When an assembler is created, the caller tells the assembler the name of the first section. This section becomes the current section of the assembler, and it is also the first in the assembler's sequence of sections. The section is initially empty.

<declarations of functions exported from umsections.h>= (<-U) [D->]
T Umsections_new(const char *section, 
            int (*error)(void *errstate, const char *message),
            void *errstate);
     /* Create a new assembler which emits into the given section.
        The error function, which is called in case of errors,
        must not return.  
     */

The error and errstate parameters should be stored in the assembler so they can be used to signal errors.

The Umsections_free function, like Hanson's free functions, takes a pointer to a Umsections_T. It is an unchecked run-time error to pass any Umsections_T to any function after it has been freed.

<declarations of functions exported from umsections.h>+= (<-U) [<-D->]
void Umsections_free(T *asmp);  // destroy an old assembler

For the Umsections_error function, implement a simple function that allows you to signal an error.

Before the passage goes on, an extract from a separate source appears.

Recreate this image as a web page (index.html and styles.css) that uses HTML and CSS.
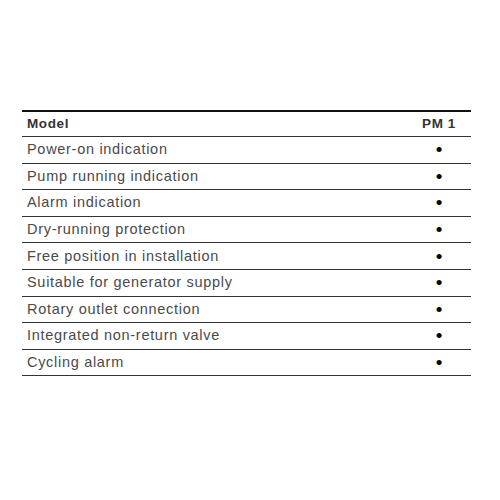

<declarations of functions exported from umsections.h>+= (<-U) [<-D->]
int Umsections_error(T asm, const char *msg);
  /* call the assembler's error function, using the error state
     passed in at creation time */

Sections

Like most assemblers, the UM assembler combines ``create new section'' and ``switch to existing section'' in a single operation. If the named section is not already part of the assembler, this operation creates a new section and appends it to the assembler's sequence of sections. The named section is then made the current section.

<declarations of functions exported from umsections.h>+= (<-U) [<-D->]
void Umsections_section(T asm, const char *section);
  /* start emitting to the named section */

Emitting words

Anything that corresponds to a global variable in C will correspond to initialized data in the assembly language. Initialized data is created by the Umsections_emit_word function, which appends the word to the current section. You will also use Umsections_emit_word to emit instructions.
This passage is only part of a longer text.